PULLMAN — The number of Chicago elementary students meeting state grade standards dropped this year, but Chicago Public Schools officials noted it's from the state's new way of tabulating results — and said the scores actually reflect progress.
In fact, Mayor Rahm Emanuel cheered the test scores and credited the longer school day he brought to the district.
"Today, our test scores came out for elementary schools, and again everything's going up," Emanuel said at a news conference Tuesday in Pullman. "We have more work to do, but these are indicators of where progress is being made."
CPS released data from the 2013 Illinois State Achievement Test. When compared to last year's numbers — adjusted to the changing way of scoring students — this year's results showed a modest 1.8 percent increase in students who meet or exceed state standards for their grade level.
Gains were made in third through eighth grades in math, reading and science. The gains were among boys and girls and among African-American students and Hispanics. According to CPS, 65 percent of its elementary schools increased their test scores, and overall 52.5 percent of students met or exceeded state grade standards.
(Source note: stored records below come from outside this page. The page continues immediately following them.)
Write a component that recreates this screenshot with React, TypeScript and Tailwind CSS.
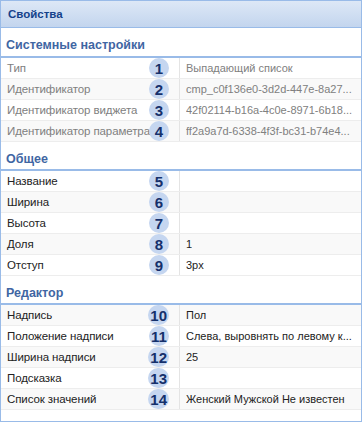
import React from "react";

type Row = { label: string; value: string; n: number };
type Section = { title: string; rows: Row[]; muted?: boolean; first?: boolean };

const sections: Section[] = [
  {
    title: "Системные настройки",
    muted: true,
    first: true,
    rows: [
      { label: "Тип", value: "Выпадающий список", n: 1 },
      { label: "Идентификатор", value: "cmp_c0f136e0-3d2d-447e-8a27...", n: 2 },
      { label: "Идентификатор виджета", value: "42f02114-b16a-4c0e-8971-6b18...", n: 3 },
      { label: "Идентификатор параметра", value: "ff2a9a7d-6338-4f3f-bc31-b74e4...", n: 4 },
    ],
  },
  {
    title: "Общее",
    rows: [
      { label: "Название", value: "", n: 5 },
      { label: "Ширина", value: "", n: 6 },
      { label: "Высота", value: "", n: 7 },
      { label: "Доля", value: "1", n: 8 },
      { label: "Отступ", value: "3px", n: 9 },
    ],
  },
  {
    title: "Редактор",
    rows: [
      { label: "Надпись", value: "Пол", n: 10 },
      { label: "Положение надписи", value: "Слева, выровнять по левому к...", n: 11 },
      { label: "Ширина надписи", value: "25", n: 12 },
      { label: "Подсказка", value: "", n: 13 },
      { label: "Список значений", value: "Женский Мужской Не известен", n: 14 },
    ],
  },
];

export default function App() {
  let idx = 0;
  return (
    <div
      className="w-[362px] h-[422px] border border-[#99bbe8] bg-white overflow-hidden text-[11.5px] leading-[14px]"
      style={{ fontFamily: "'Liberation Sans', Arial, sans-serif" }}
    >
      <div className="h-[27px] border-b border-[#99bbe8] bg-gradient-to-b from-[#dde8f6] to-[#c3d5ee] flex items-center px-[7px] font-bold text-[11.5px] text-[#15428b]">
        Свойства
      </div>
      {sections.map((s) => (
        <div key={s.title}>
          <div
            className={`${s.first ? "h-[30px] pb-[4px]" : "h-[29px] pb-[3px]"} flex items-end pl-[5px] font-bold text-[12.5px] text-[#3f66a3] border-b-2 border-[#99bbe8]`}
          >
            {s.title}
          </div>
          {s.rows.map((r) => {
            const alt = idx++ % 2 === 1;
            return (
              <div
                key={r.n}
                className={`h-[21px] flex border-b border-[#ededed] ${alt ? "bg-[#f9f9f9]" : "bg-white"} ${s.muted ? "text-[#808080]" : "text-[#222222]"}`}
              >
                <div className="relative w-[179px] shrink-0 border-r border-[#e4e4e4] flex items-center pl-[6px] whitespace-nowrap">
                  <span className="tracking-[-0.1px]">{r.label}</span>
                  <span className="absolute right-[10px] top-1/2 -translate-y-1/2 h-[20px] min-w-[20px] px-[2px] rounded-full bg-[#c5d6f0] flex items-center justify-center font-bold text-[15px] text-[#15306b] leading-none">
                    {r.n}
                  </span>
                </div>
                <div className="flex-1 min-w-0 flex items-center pl-[6px] pr-[3px] text-[11px]">
                  <span className="whitespace-nowrap overflow-hidden">{r.value}</span>
                </div>
              </div>
            );
          })}
        </div>
      ))}
    </div>
  );
}
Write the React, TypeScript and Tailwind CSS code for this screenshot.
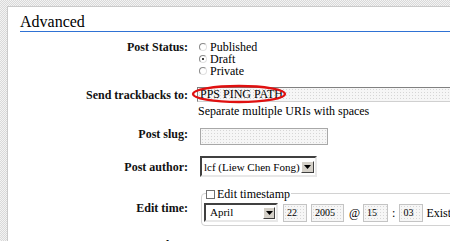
import React from 'react';

const serif = { fontFamily: '"Liberation Serif", "Times New Roman", serif' };

function Radio({ checked }: { checked?: boolean }) {
  return (
    <span className="relative inline-block w-[8px] h-[8px] rounded-full border border-[#8a8a8a] border-b-[#e0e0e0] border-r-[#e0e0e0] bg-white mr-[3px] shrink-0">
      {checked && (
        <span className="absolute left-[2px] top-[2px] w-[2px] h-[2px] rounded-full bg-black" />
      )}
    </span>
  );
}

function DropButton({ className }: { className: string }) {
  return (
    <span
      className={`flex items-center justify-center bg-[#d4d0c8] border border-t-white border-l-white border-r-[#404040] border-b-[#404040] ${className}`}
    >
      <svg width="7" height="4" viewBox="0 0 7 4">
        <path d="M0 0h7L3.5 4z" fill="#000" />
      </svg>
    </span>
  );
}

function SmallBox({ value, w }: { value: string; w: string }) {
  return (
    <span
      className={`inline-flex items-center h-[18px] ${w} px-[3px] text-[10px] border border-[#c4c4c4] bg-[#f6f6f6] bg-[radial-gradient(#d6d6d6_0.5px,transparent_0.6px)] bg-[length:3px_3px]`}
    >
      {value}
    </span>
  );
}

function Label({ children }: { children: React.ReactNode }) {
  return (
    <div className="w-[180px] shrink-0 text-right font-bold text-[12px] leading-[12px] text-[#111]">
      {children}
    </div>
  );
}

export default function App() {
  return (
    <div
      style={serif}
      className="w-[450px] h-[241px] overflow-hidden pt-[6px] pl-[7px] bg-[repeating-conic-gradient(#d9d9d9_0%_25%,#f3f3f3_0%_50%)] bg-[length:2px_2px] text-black"
    >
      <div className="h-[260px] w-[460px] bg-white border-t border-l border-[#c9c9c9]">
        <h2 className="ml-[12px] mt-[6px] text-[16px] leading-[18px] font-normal border-b border-[#2f72d4]">
          Advanced
        </h2>

        {/* Post Status */}
        <div className="flex mt-[9px]">
          <Label>Post Status:</Label>
          <div className="ml-[11px] flex flex-col text-[12px] leading-[12px]">
            <div className="flex items-center"><Radio />Published</div>
            <div className="flex items-center"><Radio checked />Draft</div>
            <div className="flex items-center"><Radio />Private</div>
          </div>
        </div>

        {/* Trackbacks */}
        <div className="flex mt-[10px] items-center">
          <Label>Send trackbacks to:</Label>
          <div className="relative ml-[9px] flex-1">
            <div className="h-[15px] border border-t-[#808080] border-l-[#808080] border-r-[#d0d0d0] border-b-[#d0d0d0] bg-[#f6f6f6] bg-[radial-gradient(#d6d6d6_0.5px,transparent_0.6px)] bg-[length:3px_3px] pl-[2px] text-[12px] leading-[13px]">
              PPS PING PATH
            </div>
            <svg className="absolute left-[-6px] top-[-3px]" width="98" height="20" viewBox="0 0 98 20">
              <ellipse cx="48" cy="10" rx="46" ry="8" fill="none" stroke="#e01010" strokeWidth="2.4" />
            </svg>
          </div>
        </div>
        <div className="ml-[190px] mt-[3px] text-[12px] leading-[12px]">
          Separate multiple URIs with spaces
        </div>

        {/* Post slug */}
        <div className="flex mt-[11px] items-start">
          <div className="pt-[0px]">
            <Label>Post slug:</Label>
          </div>
          <div className="ml-[12px] w-[128px] h-[17px] border border-[#a8a8a8] bg-[#f6f6f6] bg-[radial-gradient(#d6d6d6_0.5px,transparent_0.6px)] bg-[length:3px_3px]" />
        </div>

        {/* Post author */}
        <div className="flex mt-[11px] items-center">
          <Label>Post author:</Label>
          <div className="ml-[12px] w-[117px] h-[21px] flex items-center border-2 border-t-[#404040] border-l-[#404040] border-r-[#e8e8e8] border-b-[#e8e8e8] bg-white">
            <span className="flex-1 pl-[2px] text-[11px] leading-[12px] whitespace-nowrap overflow-hidden">lcf (Liew Chen Fong)</span>
            <DropButton className="w-[13px] h-[12px] mr-[1px] shrink-0" />
          </div>
        </div>

        {/* Edit time */}
        <div className="flex mt-[13px] items-center">
          <Label>Edit time:</Label>
          <div className="ml-[13px] flex-1 relative">
            <div className="border border-[#d2d2d2] rounded-[4px] pt-[9px] pb-[3px] pl-[2px] mt-[3px]">
              <div className="flex items-center text-[10px] whitespace-nowrap">
                <div className="w-[74px] h-[19px] flex items-center border-2 border-t-[#404040] border-l-[#404040] border-r-[#e8e8e8] border-b-[#e8e8e8] bg-white">
                  <span className="flex-1 pl-[4px] text-[11px]">April</span>
                  <DropButton className="w-[12px] h-[12px] mr-[1px]" />
                </div>
                <span className="ml-[5px]"><SmallBox value="22" w="w-[24px]" /></span>
                <span className="ml-[4px]"><SmallBox value="2005" w="w-[33px]" /></span>
                <span className="ml-[5px] text-[12px]">@</span>
                <span className="ml-[3px]"><SmallBox value="15" w="w-[25px]" /></span>
                <span className="ml-[4px] text-[12px]">:</span>
                <span className="ml-[4px]"><SmallBox value="03" w="w-[24px]" /></span>
                <span className="ml-[3px] text-[12px]">Existing timestamp</span>
              </div>
            </div>
            <div className="absolute left-[5px] top-[-2px] flex items-center bg-white pr-[1px] text-[12px] leading-[12px]">
              <span className="w-[9px] h-[9px] border border-[#707070] bg-white mr-[2px]" />
              Edit timestamp
            </div>
          </div>
        </div>

        <div className="flex mt-[13px]">
          <Label>Delete:</Label>
        </div>
      </div>
    </div>
  );
}
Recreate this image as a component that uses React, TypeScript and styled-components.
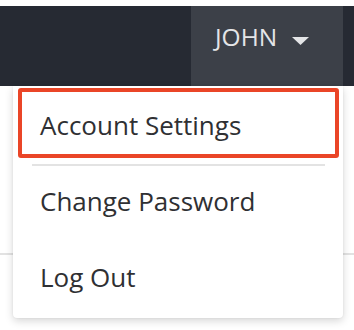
import React from "react";
import styled, { createGlobalStyle } from "styled-components";

const Global = createGlobalStyle`
  html, body { margin: 0; padding: 0; background: #ffffff; }
  body { font-family: "Open Sans", "Noto Sans", sans-serif; }
  * { box-sizing: border-box; }
`;

const Page = styled.div`
  position: relative;
  width: 354px;
  height: 330px;
  padding-top: 6px;
  overflow: hidden;
`;

const Header = styled.header`
  height: 80px;
  background: #262a33;
  display: flex;
  justify-content: flex-end;
  padding-right: 11px;
`;

const UserButton = styled.div`
  width: 152px;
  height: 80px;
  background: #3c4048;
  display: flex;
  align-items: flex-start;
  gap: 15px;
  padding: 15px 0 0 24px;
  color: #e4e5e7;
  font-size: 24.5px;
  line-height: 32px;
`;

const Caret = styled.svg`
  margin-top: 16px;
  flex: none;
`;

const Content = styled.main`
  padding-top: 167px;
`;

const Rule = styled.div`
  height: 2px;
  background: #e2e2e2;
`;

const Dropdown = styled.nav`
  position: absolute;
  top: 86px;
  left: 13px;
  width: 330px;
  background: #ffffff;
  border-radius: 0 0 4px 4px;
  box-shadow: 0 3px 9px rgba(0, 0, 0, 0.16), 0 0 2px rgba(0, 0, 0, 0.08);
  padding-top: 2px;
  display: flex;
  flex-direction: column;
`;

const Item = styled.div<{ $active?: boolean }>`
  font-size: 26px;
  line-height: 32px;
  color: #2f3033;
  white-space: nowrap;
  ${(p) =>
    p.$active
      ? `
    margin: 0 4px 0 5px;
    border: 4px solid #ea4527;
    border-radius: 3px;
    padding: 17px 18px 13px;
  `
      : `
    padding: 19px 27px 25px;
  `}
`;

const Separator = styled.div`
  height: 2px;
  margin: 6px 18px 0 19px;
  background: #e3e3e3;
`;

export default function App() {
  return (
    <Page>
      <Global />
      <Header>
        <UserButton>
          <span>JOHN</span>
          <Caret width="17" height="8" viewBox="0 0 17 8">
            <path d="M0 0 L17 0 L8.5 8 Z" fill="#e4e5e7" />
          </Caret>
        </UserButton>
      </Header>
      <Content>
        <Rule />
      </Content>
      <Dropdown>
        <Item $active>Account Settings</Item>
        <Separator />
        <Item>Change Password</Item>
        <Item>Log Out</Item>
      </Dropdown>
    </Page>
  );
}
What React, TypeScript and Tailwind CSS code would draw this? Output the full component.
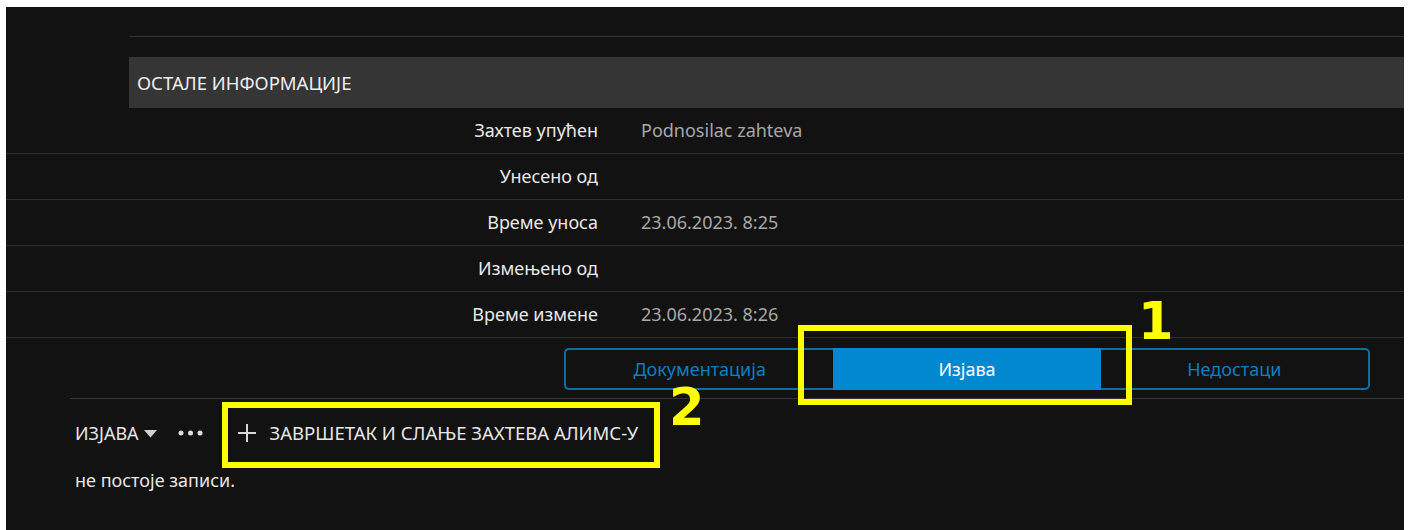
const rows = [
  { label: 'Захтев упућен', value: 'Podnosilac zahteva' },
  { label: 'Унесено од', value: '' },
  { label: 'Време уноса', value: '23.06.2023. 8:25' },
  { label: 'Измењено од', value: '' },
  { label: 'Време измене', value: '23.06.2023. 8:26' },
]

export default function App() {
  return (
    <div className="h-[530px] bg-white pt-[7px] pl-[6px] pr-[7px] font-['Noto_Sans',sans-serif]">
      <div className="relative h-full bg-[#121212] text-[#e6e6e6]">
        {/* section header */}
        <div className="pt-[29px] pl-[123px]">
          <div className="h-px bg-[#333333]" />
          <div className="mt-[20px] flex h-[51px] items-center bg-[#353535] px-2 text-[18.5px] text-[#eeeeee]">
            ОСТАЛЕ ИНФОРМАЦИЈЕ
          </div>
        </div>

        {/* info rows */}
        <div>
          {rows.map((row) => (
            <div key={row.label} className="flex h-[46px] items-center border-b border-[#2f2f2f] text-[18px]">
              <div className="w-[592px] text-right text-[#e8e8e8]">{row.label}</div>
              <div className="pl-[43px] text-[#a8a8a8]">{row.value}</div>
            </div>
          ))}
        </div>

        {/* tabs */}
        <div className="mt-[10px] ml-[558px] flex h-[42px] w-[806px] text-[18px]">
          <div className="flex flex-1 items-center justify-center rounded-l-[5px] border-2 border-r-0 border-[#0b6ea6] text-[#0b7fc2]">
            Документација
          </div>
          <div className="flex flex-1 items-center justify-center bg-[#0288d1] text-white">Изјава</div>
          <div className="flex flex-1 items-center justify-center rounded-r-[5px] border-2 border-l-0 border-[#0b6ea6] text-[#0b7fc2]">
            Недостаци
          </div>
        </div>

        <div className="mt-[8px] ml-[64px] h-px bg-[#333333]" />

        {/* toolbar */}
        <div className="flex h-[68px] items-center pl-[69px] text-[18px] text-[#e6e6e6]">
          <span>ИЗЈАВА</span>
          <svg width="13" height="8" viewBox="0 0 13 8" className="ml-[5px] mt-[1px]">
            <path d="M0 0h13L6.5 7.5z" fill="#cfcfcf" />
          </svg>
          <svg width="25" height="6" viewBox="0 0 25 6" className="ml-[21px]">
            <circle cx="3" cy="3" r="2.5" fill="#dddddd" />
            <circle cx="12.5" cy="3" r="2.5" fill="#dddddd" />
            <circle cx="22" cy="3" r="2.5" fill="#dddddd" />
          </svg>
          <svg width="18" height="18" viewBox="0 0 18 18" className="ml-[35px]">
            <path d="M9 0v18M0 9h18" stroke="#d8d8d8" strokeWidth="2" />
          </svg>
          <span className="ml-[14px] text-[18.5px]">ЗАВРШЕТАК И СЛАЊЕ ЗАХТЕВА АЛИМС-У</span>
        </div>

        <div className="pl-[69px] text-[18px] text-[#e6e6e6]">не постоје записи.</div>

        {/* callouts */}
        <div className="absolute left-[792px] top-[318px] h-[80px] w-[334px] border-[6px] border-[#ffff00]" />
        <div className="absolute left-[1132px] top-[289px] text-[51px] leading-none font-bold text-[#ffff00] font-['DejaVu_Sans',sans-serif]">1</div>
        <div className="absolute left-[216px] top-[395px] h-[66px] w-[438px] border-[6px] border-[#ffff00]" />
        <div className="absolute left-[663px] top-[375px] text-[51px] leading-none font-bold text-[#ffff00] font-['DejaVu_Sans',sans-serif]">2</div>
      </div>
    </div>
  )
}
Emanuel, however, did not get into the fine print of how the Illinois State Board of Education actually raised performance levels this year as it prepares to replace the ISAT with the Partnership for Assessment of Readiness for College and Careers exams in the 2014-15 school year.
Because of the new state standards, CPS students who meet or exceed grade standards actually dropped to 52.5 percent from 74.2 percent last year. Yet, according to Emanuel and CPS data, if students had been measured by the same standards last year, then 50.7 percent would have qualified, meaning this year CPS could still claim an objective increase.
"The continued progress being made on the part of our students is encouraging, but there is more work to be done," said CPS Chief Executive Officer Barbara Byrd-Bennett in a statement. "The district, our school communities, elected officials and business leaders all share a responsibility to do everything possible to protect the investments made to support student growth and ensure our children can live up to their potential.
"Our school community faced a number of changes and challenges this past school year, including the strike, a lengthy community process around our utilization crisis and the implementation of both the full school day and Common Core curriculum, and our educators and school leaders deserve tremendous thanks for their commitment and dedication to their students and their learning during this time," she added.
"The longer school day is cumulative," Emanuel said, "and the greatest growth was shown in schools that started the longer day two years out." According to CPS, those 11 so-called pioneer schools saw three times the increase of all other schools on average, although CPS did admit those scores are "now just shy of of the district's overall average ISAT score."
Emanuel said that, combined with this spring's data showing the district's graduation rate at a record high, it proves CPS is "pointed in the right direction."
Emanuel declined to comment on the two federal lawsuits against CPS closings being argued this week, calling it "inappropriate."
"What goes on in the court, I don't want to comment on, because it's in court," Emanuel said. "But we're going to do what we need to do to make sure we're ready as a system and reflective of the commitment we've made to parents." Emanuel said he and CPS were already focused on the next school year starting Aug. 26.